YOUR GOAL:
Your task is to give the number of lines in the listing that include "Tailwind", and nothing else.

## begin DATASET RECORDS

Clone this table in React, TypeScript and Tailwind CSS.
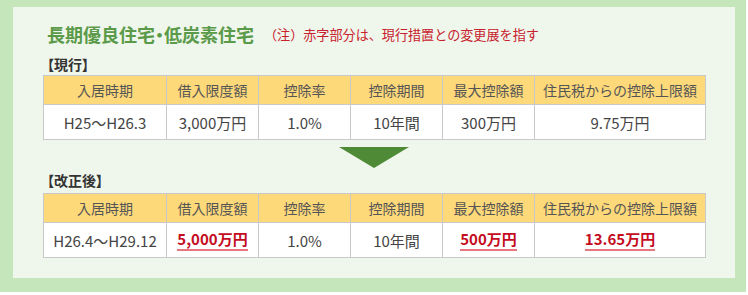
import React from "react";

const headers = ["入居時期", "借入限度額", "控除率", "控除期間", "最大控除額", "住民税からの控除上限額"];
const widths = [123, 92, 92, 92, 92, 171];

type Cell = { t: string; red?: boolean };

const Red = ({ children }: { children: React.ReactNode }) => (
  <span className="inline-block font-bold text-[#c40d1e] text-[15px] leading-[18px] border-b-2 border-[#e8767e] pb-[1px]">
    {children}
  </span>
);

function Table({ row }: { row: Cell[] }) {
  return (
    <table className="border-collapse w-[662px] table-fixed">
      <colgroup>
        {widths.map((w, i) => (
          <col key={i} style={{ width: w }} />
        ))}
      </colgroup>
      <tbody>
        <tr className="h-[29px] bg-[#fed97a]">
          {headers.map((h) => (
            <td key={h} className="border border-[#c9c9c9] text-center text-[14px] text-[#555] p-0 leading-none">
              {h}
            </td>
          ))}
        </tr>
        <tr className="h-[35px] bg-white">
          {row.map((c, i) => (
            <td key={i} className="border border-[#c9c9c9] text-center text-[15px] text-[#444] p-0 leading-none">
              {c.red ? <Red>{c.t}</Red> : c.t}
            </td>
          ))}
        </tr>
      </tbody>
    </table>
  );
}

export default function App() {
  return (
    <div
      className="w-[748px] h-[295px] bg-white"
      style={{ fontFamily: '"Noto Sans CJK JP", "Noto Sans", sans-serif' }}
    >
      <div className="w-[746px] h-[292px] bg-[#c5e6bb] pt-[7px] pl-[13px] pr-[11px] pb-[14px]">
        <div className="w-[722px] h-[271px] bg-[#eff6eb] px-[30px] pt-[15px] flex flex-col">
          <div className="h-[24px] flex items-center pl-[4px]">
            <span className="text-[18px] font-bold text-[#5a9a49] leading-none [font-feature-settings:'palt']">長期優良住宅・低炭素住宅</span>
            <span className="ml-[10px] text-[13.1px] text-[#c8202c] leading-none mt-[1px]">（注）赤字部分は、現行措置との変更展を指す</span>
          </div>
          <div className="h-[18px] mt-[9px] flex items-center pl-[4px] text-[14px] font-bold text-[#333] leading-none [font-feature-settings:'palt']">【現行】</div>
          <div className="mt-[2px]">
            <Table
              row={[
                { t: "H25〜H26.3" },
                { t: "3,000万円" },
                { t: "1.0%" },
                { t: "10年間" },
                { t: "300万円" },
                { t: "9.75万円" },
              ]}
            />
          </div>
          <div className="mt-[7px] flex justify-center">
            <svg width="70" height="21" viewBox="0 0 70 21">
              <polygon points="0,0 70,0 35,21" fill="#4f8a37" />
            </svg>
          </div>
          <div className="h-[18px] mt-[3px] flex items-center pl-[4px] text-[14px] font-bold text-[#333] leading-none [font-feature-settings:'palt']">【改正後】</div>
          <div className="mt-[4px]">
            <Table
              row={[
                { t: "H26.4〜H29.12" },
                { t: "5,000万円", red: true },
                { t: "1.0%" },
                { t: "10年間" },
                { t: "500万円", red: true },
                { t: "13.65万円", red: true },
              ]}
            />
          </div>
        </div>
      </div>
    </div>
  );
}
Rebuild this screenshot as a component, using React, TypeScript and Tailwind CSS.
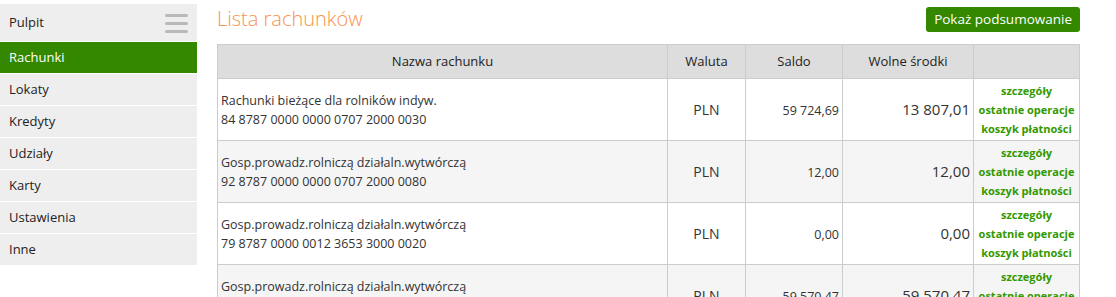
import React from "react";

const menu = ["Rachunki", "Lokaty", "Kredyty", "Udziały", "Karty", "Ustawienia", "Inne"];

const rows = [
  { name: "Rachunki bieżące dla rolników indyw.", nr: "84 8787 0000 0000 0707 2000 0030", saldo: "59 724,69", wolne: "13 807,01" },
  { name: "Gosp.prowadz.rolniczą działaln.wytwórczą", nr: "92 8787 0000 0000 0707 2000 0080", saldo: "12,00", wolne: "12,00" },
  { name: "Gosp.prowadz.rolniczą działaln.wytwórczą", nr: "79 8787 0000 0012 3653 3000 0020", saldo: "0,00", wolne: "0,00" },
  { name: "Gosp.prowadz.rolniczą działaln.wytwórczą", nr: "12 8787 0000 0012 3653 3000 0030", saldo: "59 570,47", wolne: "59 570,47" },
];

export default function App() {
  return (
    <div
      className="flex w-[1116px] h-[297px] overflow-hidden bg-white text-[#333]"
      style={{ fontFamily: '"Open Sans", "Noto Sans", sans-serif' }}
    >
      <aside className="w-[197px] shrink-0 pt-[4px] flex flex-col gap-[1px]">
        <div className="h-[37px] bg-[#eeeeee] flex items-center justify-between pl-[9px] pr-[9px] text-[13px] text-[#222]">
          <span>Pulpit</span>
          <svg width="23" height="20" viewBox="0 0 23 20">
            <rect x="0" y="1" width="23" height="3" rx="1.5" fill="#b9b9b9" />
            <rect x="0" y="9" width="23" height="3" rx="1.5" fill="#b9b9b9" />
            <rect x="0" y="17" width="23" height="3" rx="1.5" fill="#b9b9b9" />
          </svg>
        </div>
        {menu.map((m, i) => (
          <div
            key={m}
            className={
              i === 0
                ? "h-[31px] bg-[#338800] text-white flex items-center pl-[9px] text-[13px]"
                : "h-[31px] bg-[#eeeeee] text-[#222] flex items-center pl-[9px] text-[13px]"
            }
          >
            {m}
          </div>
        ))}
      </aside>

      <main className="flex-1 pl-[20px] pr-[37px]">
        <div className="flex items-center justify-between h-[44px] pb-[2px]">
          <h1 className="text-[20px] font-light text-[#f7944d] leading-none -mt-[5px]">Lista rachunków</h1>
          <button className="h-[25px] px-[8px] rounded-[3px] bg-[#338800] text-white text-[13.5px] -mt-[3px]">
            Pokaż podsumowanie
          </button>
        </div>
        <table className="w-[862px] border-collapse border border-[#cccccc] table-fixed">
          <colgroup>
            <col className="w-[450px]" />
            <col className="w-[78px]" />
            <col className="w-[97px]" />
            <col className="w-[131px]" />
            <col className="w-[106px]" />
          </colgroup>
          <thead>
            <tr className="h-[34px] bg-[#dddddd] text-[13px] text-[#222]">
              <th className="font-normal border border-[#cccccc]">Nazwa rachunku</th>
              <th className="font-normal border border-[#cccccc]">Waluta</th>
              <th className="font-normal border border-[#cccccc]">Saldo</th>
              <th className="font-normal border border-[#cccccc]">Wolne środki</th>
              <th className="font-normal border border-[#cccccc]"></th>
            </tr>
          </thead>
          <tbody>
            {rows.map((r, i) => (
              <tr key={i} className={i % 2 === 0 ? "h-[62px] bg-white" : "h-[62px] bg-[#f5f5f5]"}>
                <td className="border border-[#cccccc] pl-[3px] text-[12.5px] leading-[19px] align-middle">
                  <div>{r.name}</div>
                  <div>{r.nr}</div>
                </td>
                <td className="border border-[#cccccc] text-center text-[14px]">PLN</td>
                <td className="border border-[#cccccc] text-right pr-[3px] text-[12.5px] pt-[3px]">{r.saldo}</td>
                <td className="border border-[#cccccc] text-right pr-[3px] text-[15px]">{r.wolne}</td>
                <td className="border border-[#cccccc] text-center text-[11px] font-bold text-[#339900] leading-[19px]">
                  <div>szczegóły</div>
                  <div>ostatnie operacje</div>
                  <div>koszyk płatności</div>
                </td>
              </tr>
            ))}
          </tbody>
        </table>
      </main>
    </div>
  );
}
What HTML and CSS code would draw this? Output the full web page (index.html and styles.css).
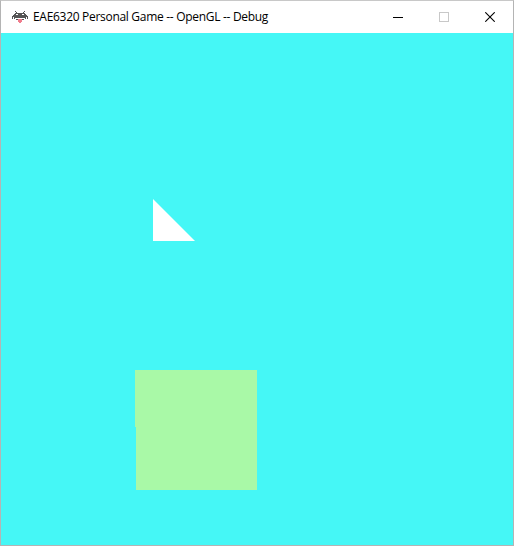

## end DATASET RECORDS

COMPLETE ANSWER:
2